Twenty years of negotiating enterprise software on the buyer's side has shown me the same pattern at every company I've worked with. The deal goes badly in a predictable way, and it almost always goes badly for the same three reasons. I've started to think of them as taxes, because most of what drives them is invisible to the buyer and shows up in the final price anyway.

The Requirements Tax

Most enterprise software purchases begin with a business user who has been tasked with a problem they haven't yet defined. Somebody on the leadership team has decided the company needs a new tool, or a better process, or a replacement for something that isn't working. The business user is sent off to figure out what to buy. They watch a demo, like what they see, and start the buying process. Somewhere between the first demo and the signed contract, somebody has to translate vague intent into something the vendor can scope and price. If the buying organization doesn't do that work, the vendor does it for them.

This is the Requirements Tax. Every hour the vendor spends figuring out what you actually need is an hour they're going to recoup, either in the license cost, in the implementation fees, or in the first renewal. Discovery isn't free. It's deferred. The buyer who arrives with a vague sense of what the product should do is paying the vendor to define it for them, and that work will show up in the invoice one way or another.

The alternative is not complicated.
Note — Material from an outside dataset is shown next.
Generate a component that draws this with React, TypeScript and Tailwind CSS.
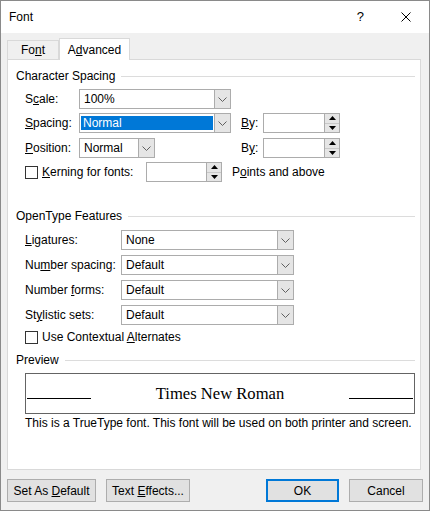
import React from 'react';

// Small down chevron used in combo buttons
function Chevron() {
  return (
    <svg width="9" height="5" viewBox="0 0 9 5" fill="none">
      <path d="M0.5 0.5 L4.5 4.5 L8.5 0.5" stroke="#606060" strokeWidth="1" />
    </svg>
  );
}

interface ComboProps {
  className: string;
  value: string;
  selected?: boolean;
}

function Combo({ className, value, selected = false }: ComboProps) {
  return (
    <div className={`flex h-[20px] border border-[#acacac] bg-white ${className}`}>
      <div className="flex-1 flex items-center pl-[1px] pr-[1px]">
        {selected ? (
          <span className="flex-1 h-[14px] leading-[14px] bg-[#0078d7] text-white pl-[2px]">{value}</span>
        ) : (
          <span className="pl-[3px]">{value}</span>
        )}
      </div>
      <div className="w-[16px] bg-[#e5e5e5] border-l border-[#acacac] flex items-center justify-center">
        <Chevron />
      </div>
    </div>
  );
}

function Spinner({ className }: { className: string }) {
  return (
    <div className={`flex h-[20px] border border-[#acacac] bg-white ${className}`}>
      <div className="flex-1" />
      <div className="w-[15px] flex flex-col border-l border-[#acacac] bg-[#e5e5e5]">
        <div className="flex-1 flex items-center justify-center border-b border-[#c8c8c8]">
          <svg width="7" height="4" viewBox="0 0 7 4">
            <path d="M0 4 L3.5 0 L7 4Z" fill="#000" />
          </svg>
        </div>
        <div className="flex-1 flex items-center justify-center">
          <svg width="7" height="4" viewBox="0 0 7 4">
            <path d="M0 0 L3.5 4 L7 0Z" fill="#000" />
          </svg>
        </div>
      </div>
    </div>
  );
}

function Checkbox() {
  return <div className="w-[13px] h-[13px] border border-[#333] bg-white shrink-0" />;
}

function GroupHeader({ children, className }: { children: React.ReactNode; className: string }) {
  return (
    <div className={`flex items-center h-[16px] pl-[8px] pr-[5px] ${className}`}>
      <span>{children}</span>
      <div className="flex-1 h-px bg-[#dcdcdc] ml-[6px]" />
    </div>
  );
}

function DialogButton({ className, children }: { className: string; children: React.ReactNode }) {
  return (
    <div className={`h-[23px] flex items-center justify-center bg-[#e1e1e1] ${className}`}>
      {children}
    </div>
  );
}

export default function App() {
  return (
    <div className="w-[430px] h-[511px] bg-[#f0f0f0] border border-[#8a8a8a] flex flex-col font-['Liberation_Sans',Arial,sans-serif] text-[12px] text-black">
      {/* Title bar */}
      <div className="h-[32px] bg-white flex items-center shrink-0">
        <span className="pl-[8px]">Font</span>
        <span className="ml-auto text-[13px]">?</span>
        <svg className="ml-[37px] mr-[18px]" width="10" height="10" viewBox="0 0 10 10">
          <path d="M0.5 0.5 L9.5 9.5 M9.5 0.5 L0.5 9.5" stroke="#000" strokeWidth="1" />
        </svg>
      </div>

      {/* Tabs */}
      <div className="h-[26px] flex items-end pl-[6px] shrink-0">
        <div className="w-[52px] h-[19px] border border-b-0 border-[#d9d9d9] bg-[#f0f0f0] flex items-center justify-center">
          <span>
            Fo<span className="underline">n</span>t
          </span>
        </div>
        <div className="relative z-10 -mb-px w-[71px] h-[22px] border border-b-0 border-[#d9d9d9] bg-white flex items-center justify-center">
          <span>
            A<span className="underline">d</span>vanced
          </span>
        </div>
      </div>

      {/* Tab panel */}
      <div className="ml-[6px] w-[414px] h-[411px] bg-white border border-[#d9d9d9] flex flex-col shrink-0">
        <GroupHeader className="mt-[8px]">Character Spacing</GroupHeader>

        <div className="mt-[5px] flex items-center h-[20px] pl-[17px]">
          <span className="w-[54px]">
            S<span className="underline">c</span>ale:
          </span>
          <Combo className="w-[152px]" value="100%" />
        </div>

        <div className="mt-[4px] flex items-center h-[20px] pl-[17px]">
          <span className="w-[54px]">
            <span className="underline">S</span>pacing:
          </span>
          <Combo className="w-[152px]" value="Normal" selected />
          <span className="ml-[10px] w-[22px]">
            <span className="underline">B</span>y:
          </span>
          <Spinner className="w-[77px]" />
        </div>

        <div className="mt-[5px] flex items-center h-[20px] pl-[17px]">
          <span className="w-[54px]">
            <span className="underline">P</span>osition:
          </span>
          <Combo className="w-[76px]" value="Normal" />
          <span className="ml-[86px] w-[22px]">
            B<span className="underline">y</span>:
          </span>
          <Spinner className="w-[77px]" />
        </div>

        <div className="mt-[4px] flex items-center h-[20px] pl-[17px]">
          <Checkbox />
          <span className="ml-[4px] w-[104px]">
            <span className="underline">K</span>erning for fonts:
          </span>
          <Spinner className="w-[76px]" />
          <span className="ml-[10px]">
            P<span className="underline">o</span>ints and above
          </span>
        </div>

        <GroupHeader className="mt-[26px]">OpenType Features</GroupHeader>

        <div className="mt-[6px] flex items-center h-[20px] pl-[17px]">
          <span className="w-[96px]">
            <span className="underline">L</span>igatures:
          </span>
          <Combo className="w-[173px]" value="None" />
        </div>

        <div className="mt-[5px] flex items-center h-[20px] pl-[17px]">
          <span className="w-[96px]">
            Nu<span className="underline">m</span>ber spacing:
          </span>
          <Combo className="w-[173px]" value="Default" />
        </div>

        <div className="mt-[5px] flex items-center h-[20px] pl-[17px]">
          <span className="w-[96px]">
            Number <span className="underline">f</span>orms:
          </span>
          <Combo className="w-[173px]" value="Default" />
        </div>

        <div className="mt-[5px] flex items-center h-[20px] pl-[17px]">
          <span className="w-[96px]">
            St<span className="underline">y</span>listic sets:
          </span>
          <Combo className="w-[173px]" value="Default" />
        </div>

        <div className="mt-[4px] flex items-center h-[16px] pl-[17px]">
          <Checkbox />
          <span className="ml-[4px]">
            Use Contextual <span className="underline">A</span>lternates
          </span>
        </div>

        <GroupHeader className="mt-[7px]">Preview</GroupHeader>

        <div className="mt-[5px] ml-[17px] w-[390px] h-[41px] border border-[#646464] flex items-baseline pt-[11px] px-[1px]">
          <span className="inline-block w-[64px] h-px bg-black" />
          <span className="flex-1 text-center text-[16.6px] leading-[17px] font-['Liberation_Serif','Times_New_Roman',serif]">
            Times New Roman
          </span>
          <span className="inline-block w-[64px] h-px bg-black" />
        </div>

        <div className="mt-[2px] h-[14px] leading-[14px] pl-[17px]">
          This is a TrueType font. This font will be used on both printer and screen.
        </div>
      </div>

      {/* Bottom buttons */}
      <div className="mt-[9px] flex items-center pl-[6px] pr-[6px]">
        <DialogButton className="w-[89px] border border-[#adadad]">
          <span>
            Set As <span className="underline">D</span>efault
          </span>
        </DialogButton>
        <DialogButton className="ml-[10px] w-[84px] border border-[#adadad]">
          <span>
            Text <span className="underline">E</span>ffects...
          </span>
        </DialogButton>
        <DialogButton className="ml-auto w-[73px] border-2 border-[#0078d7]">OK</DialogButton>
        <DialogButton className="ml-[10px] w-[74px] border border-[#adadad]">Cancel</DialogButton>
      </div>
    </div>
  );
}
It's also not easy. It requires the buyer to do the work of defining the problem before they engage the vendor. What does the team need the software to do? What does success look like? What are the must-haves, what are the nice-to-haves, what is out of scope? This is the work most buyers skip because they don't have the time, the training, or the patience. It's also the work that determines everything downstream.

The Attention Tax

The second tax is quieter but expensive. Once a buyer has engaged a vendor, the vendor assigns people to the deal. A sales and a sales engineer. Sometimes a solutions architect, a proposal writer, a technical account manager. These people are not free. They are a meaningful portion of the vendor's cost of sale, and the more of their time a deal consumes, the more of their time has to be priced in.

A buying team that wants another demo, a custom proof of concept, a walkthrough with the security team, a follow-up call to answer questions the first call didn't cover, is generating cost. None of that cost is on the quote as a line item. All of it is baked into the number. When a vendor's pricing feels padded, it is often because the deal has taken three times as long as the vendor budgeted for it, and the vendor is recovering the overrun from the buyer who caused it.
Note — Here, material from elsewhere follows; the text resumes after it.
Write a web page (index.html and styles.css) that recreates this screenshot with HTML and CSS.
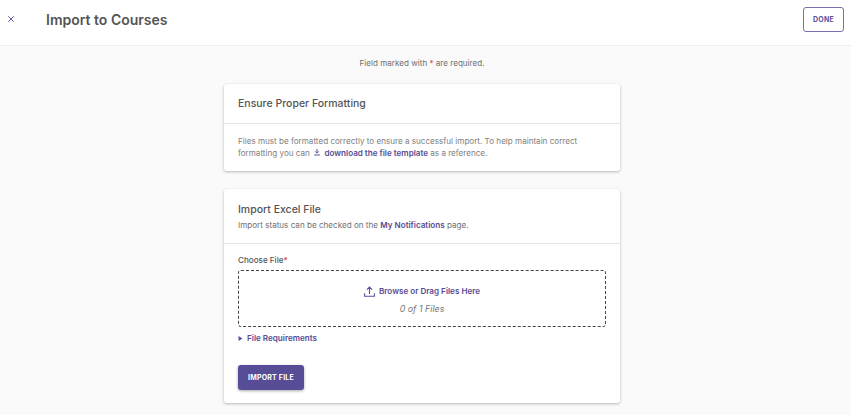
FILE: index.html
```html
<!DOCTYPE html>
<html lang="en">
<head>
    <meta charset="UTF-8">
    <meta name="viewport" content="width=device-width, initial-scale=1.0">
    <title>Import to Courses</title>
    <link rel="stylesheet" href="styles.css">
</head>

<body>
    <div class="page">
        <header class="top-bar">
            <button class="close-btn" aria-label="Close">
                <svg width="8" height="8" viewBox="0 0 8 8"><path d="M1.2 1.2l5.6 5.6M6.8 1.2L1.2 6.8" stroke="#6a5fa6" stroke-width="1" fill="none"/></svg>
            </button>
            <h1 class="page-title">Import to Courses</h1>
            <button class="done-btn">DONE</button>
        </header>

        <main class="content">
            <p class="required-note">Field marked with <span class="star">*</span> are required.</p>

            <section class="card">
                <div class="card-head card-head-single">
                    <h2>Ensure Proper Formatting</h2>
                </div>
                <div class="card-body format-body">
                    <p>Files must be formatted correctly to ensure a successful import. To help maintain correct<br>formatting you can
                        <svg class="download-icon" width="6" height="7" viewBox="0 0 6 7"><path d="M3 0v4M1.2 2.4L3 4.2l1.8-1.8M0.2 6h5.6" stroke="#5b4f9b" stroke-width="1" fill="none"/></svg>
                        <a href="#">download the file template</a> as a reference.</p>
                </div>
            </section>

            <section class="card">
                <div class="card-head card-head-double">
                    <h2>Import Excel File</h2>
                    <p>Import status can be checked on the <a href="#">My Notifications</a> page.</p>
                </div>
                <div class="card-body">
                    <label class="field-label">Choose File<span class="star">*</span></label>
                    <div class="drop-zone">
                        <div class="browse">
                            <svg width="11" height="11" viewBox="0 0 11 11"><path d="M5.5 8V1.2M2.9 3.6l2.6-2.6 2.6 2.6M0.6 7.2v3h9.8v-3" stroke="#5b4f9b" stroke-width="1.1" fill="none"/></svg>
                            <span>Browse or Drag Files Here</span>
                        </div>
                        <div class="file-count">0 of 1 Files</div>
                    </div>
                    <div class="requirements">
                        <svg width="5" height="5" viewBox="0 0 5 5"><path d="M0.5 0l4 2.5-4 2.5z" fill="#5b4f9b"/></svg>
                        <span>File Requirements</span>
                    </div>
                    <button class="import-btn">IMPORT FILE</button>
                </div>
            </section>
        </main>
    </div>
</body>
</html>
```

FILE: styles.css
```css
* {
    margin: 0;
    padding: 0;
    box-sizing: border-box;
}

html, body {
    height: 100%;
    overflow: hidden;
}

body {
    font-family: 'Inter', sans-serif;
    background: #ffffff;
    color: #6b6b6b;
}

button {
    font-family: inherit;
}

a {
    color: #574b94;
    font-weight: 600;
    text-decoration: none;
}

.page {
    width: 851px;
    height: 415px;
    background: #fafafa;
}

.top-bar {
    display: flex;
    align-items: center;
    height: 46px;
    padding: 0 7px 7px 7px;
    background: #ffffff;
    border-bottom: 1px solid #eeeeee;
}

.close-btn {
    display: flex;
    width: 8px;
    height: 8px;
    margin-right: 31px;
    background: none;
    border: none;
}

.page-title {
    flex: 1;
    font-size: 14px;
    font-weight: 600;
    color: #555555;
}

.done-btn {
    width: 41px;
    height: 25px;
    font-size: 7px;
    font-weight: 700;
    letter-spacing: 0.3px;
    color: #5b4f9b;
    background: #ffffff;
    border: 1.5px solid #7a6fb0;
    border-radius: 3px;
}

.content {
    width: 396px;
    margin-left: 224px;
    padding-top: 12px;
}

.required-note {
    margin-bottom: 16px;
    font-size: 8.1px;
    line-height: 10px;
    text-align: center;
    color: #707070;
}

.star {
    color: #e0352f;
}

.card {
    margin-bottom: 18px;
    background: #ffffff;
    border-radius: 3px;
    box-shadow: 0 1px 3px rgba(0, 0, 0, 0.28);
}

.card-head {
    padding: 13px 14px 0;
    border-bottom: 1px solid #e4e4e4;
}

.card-head-single {
    height: 40px;
}

.card-head-double {
    height: 55px;
    padding-top: 14px;
}

.card-head h2 {
    font-size: 10.5px;
    line-height: 14px;
    font-weight: 500;
    color: #555555;
}

.card-head p {
    margin-top: 3px;
    font-size: 8.1px;
    line-height: 11px;
    color: #707070;
}

.card-body {
    padding: 11px 14px 0;
    height: 159px;
}

.format-body {
    height: 47px;
}

.format-body p {
    font-size: 8.1px;
    line-height: 12px;
    color: #808080;
}

.download-icon {
    margin: 0 2px;
}

.field-label {
    display: block;
    font-size: 8.1px;
    line-height: 11px;
    font-weight: 500;
    color: #555555;
}

.drop-zone {
    height: 57px;
    margin-top: 4px;
    padding-top: 14px;
    border: 1px dashed #444444;
    border-radius: 3px;
    text-align: center;
}

.browse {
    display: flex;
    justify-content: center;
    align-items: center;
    gap: 4px;
    font-size: 8.1px;
    line-height: 12px;
    font-weight: 600;
    color: #574b94;
}

.file-count {
    margin-top: 6px;
    font-size: 8.9px;
    line-height: 11px;
    font-style: italic;
    color: #777777;
}

.requirements {
    display: flex;
    align-items: center;
    gap: 4px;
    margin-top: 6px;
    font-size: 8.1px;
    line-height: 11px;
    font-weight: 600;
    color: #574b94;
}

.import-btn {
    display: block;
    width: 66px;
    height: 25px;
    margin-top: 21px;
    font-size: 7px;
    font-weight: 700;
    letter-spacing: 0.2px;
    color: #ffffff;
    background: #574d97;
    border: none;
    border-radius: 3px;
    box-shadow: 0 1px 3px rgba(0, 0, 0, 0.35);
}
```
The implication is not that buyers should avoid engaging the vendor. It's that every engagement has a cost, and that cost gets paid by the buyer regardless of whether anyone tracks it. A disciplined buyer knows what they need before they ask for the demo, and knows what they're trying to learn before they take the call.

The Leverage Tax

The third tax is the one most experienced buyers recognize and still pay. Information moves around in a software deal, in both directions, and every piece of information the vendor collects is a piece the vendor can price against.

The clearest example is budget. A vendor who knows the buyer has a hundred thousand dollars set aside will structure a quote that comes in just under the number. A vendor who knows the buyer's fiscal year ends in September will structure a close date around it. A vendor who knows the buyer's current system is failing will price the replacement at the cost of the failure rather than the cost of the alternative. None of these are dishonest tactics. They are rational responses to the information the buyer shared.

Most disclosure isn't strategic. It happens because someone on the buying side is trying to be helpful, or is trying to accelerate the process, or doesn't understand what the vendor will do with the information once they have it. The leverage is gone before the negotiation starts, because the negotiation is over by the time price is on the table.

The discipline is not silence. A software deal involves real collaboration, both internally and with the vendor, and nothing gets built without information moving around. The discipline is that the buying organization agrees on what information is shared, when, and by whom. When sales, IT, legal, and finance are all sharing their own pieces with the vendor on their own timeline, the vendor assembles a picture the buying organization hasn't even assembled for itself. That's how leverage leaks out. Not through strategic concessions, but through uncoordinated disclosure.

What the three taxes have in common

The Requirements Tax, the Attention Tax, and the Leverage Tax are all versions of the same thing. They are the cost of the buyer not having done the internal work before engaging the vendor. They show up in the price because the vendor, faced with a buyer who doesn't know what they want, hasn't budgeted properly, and is disclosing freely, prices accordingly.

Software has no knowable cost basis. Benchmarks only tell you so much, and they're only available for some products. The right price for your organization is the one your requirements justify, your alternatives anchor, and your budget supports. You can only know that price if you've done the work to define those things first.

The work is not glamorous and it is not easy to do well. But it is the work that determines whether you end up with the software you need at a price that reflects it, or with something else.